In this April 21, 2012, photo, Notre Dame linebacker Manti Te’o appears at the Blue and Gold spring NCAA college football game in South Bend, Ind. A story that Te’o's girlfriend had died of leukemia — a loss he said inspired him to help lead the Irish to the BCS championship game — was dismissed by the university Wednesday, Jan. 16, 2013, as a hoax perpetrated against the linebacker.
The University of Notre Dame student body was abuzz.
“… girlfriend …”
“… grandma …”
“… what’s his agenda? …”
Students read Deadspin’s story to friends from phones. They lingered in front of the student center televisions, where incredulous commentators debated the timeline of events.
Everyone wanted to know one thing:
“Is it true?” asked Serena Mathews, a senior chemical engineering major.
When news broke Wednesday that star Notre Dame linebacker Manti Te’o's inspirational girlfriend story was a hoax, students were shocked.
“If you had told me yesterday that within 24 hours dramatic news about Notre Dame would break, I would never in a million years have guessed it would be this,” said Alex Herrmann, a sophomore English and economics major.
What students called a “strange” and “surreal” situation left many with lingering questions about Te’o’s culpability.
“We have to ask the question, ‘Is Manti the guy we thought he was?’” Jeanette Kim, a sophomore accounting and romance languages major, asked.
But Mathews said she thought there were too many holes in the timeline for it to be true.
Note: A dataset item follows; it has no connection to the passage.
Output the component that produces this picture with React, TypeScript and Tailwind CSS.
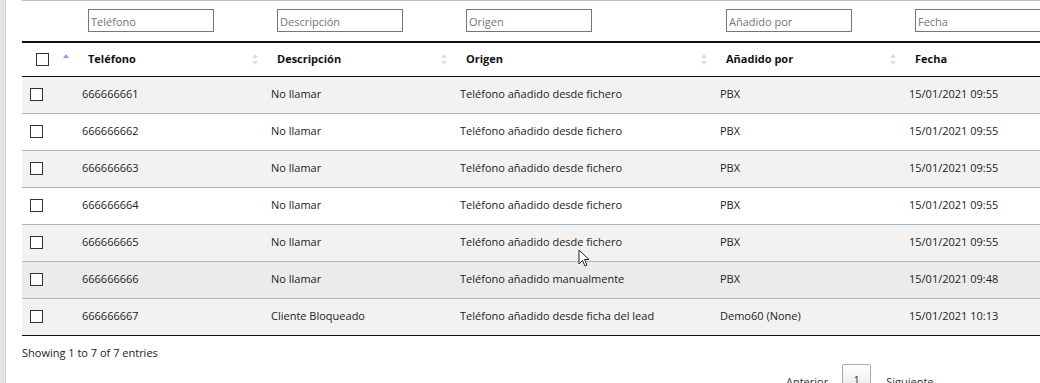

“My gut reaction? That this is not true,” Mathews said. “I mean, there were pictures on the Internet for three months and no one said, ‘That’s me!’? I also don’t understand how it was known that it was a Stanford student and no one said, ‘I wonder who this girl is?’ If it was someone at Notre Dame we would all have heard about her death.”
While some remained doubtful that Te’o was involved in the hoax, others — including sophomore film, television and theater major Nick Desmone — were quicker to place blame.
“In light of the Lance Armstrong thing, this week is, well, just about these celebrities being not who we thought they were,” Desmone said. “No matter whether or not he’s innocent, Manti Te’o must have had some role. For him to not have any responsibility in it is pushing my faith, I think.”
The university’s athletic director, Jack Swarbrick, held a press conference Wednesday evening.
Mathews said she was frustrated that the university knew about the hoax since Dec. 26 but chose to play defense anyway.
She drew parallels to the alleged sexual misconduct by a Notre Dame football player that triggered a public relations scramble just two years ago.
“Notre Dame has not done a very good job being transparent or upholding the higher moral ground we act like we’re on,” Mathews said.
There is speculation that Te’o will hold his own press conference later today, based on comments by Swarbrick last night. Many students said they are looking forward to hearing Te’o’s side of the story, beyond the statement released by CAA last night in which Te’o said he was a “victim” of a “sick joke.”
“I want our questions answered. We just want to know the truth. It would be so insulting if this was true after all we did for him and his family this season,” Kim said.
Chris Palmquist, a senior film, television and theater major, echoed Kim’s sentiments and said he hopes everything will add up.
“It would be a terrible situation if the Notre Dame family became the victim in this story,” he said.
Despite what Te’o might say, the judgment facing Notre Dame on social media is harsh, from tweets about its weak showing in the BCS National Championship to its handling of the situation from a PR perspective. Herrmann said that people will believe what they want, whether they have the full story or not.
“We’re all kind of worried that it tarnishes the name of the school and gives people another reason to talk bad about us,” he said.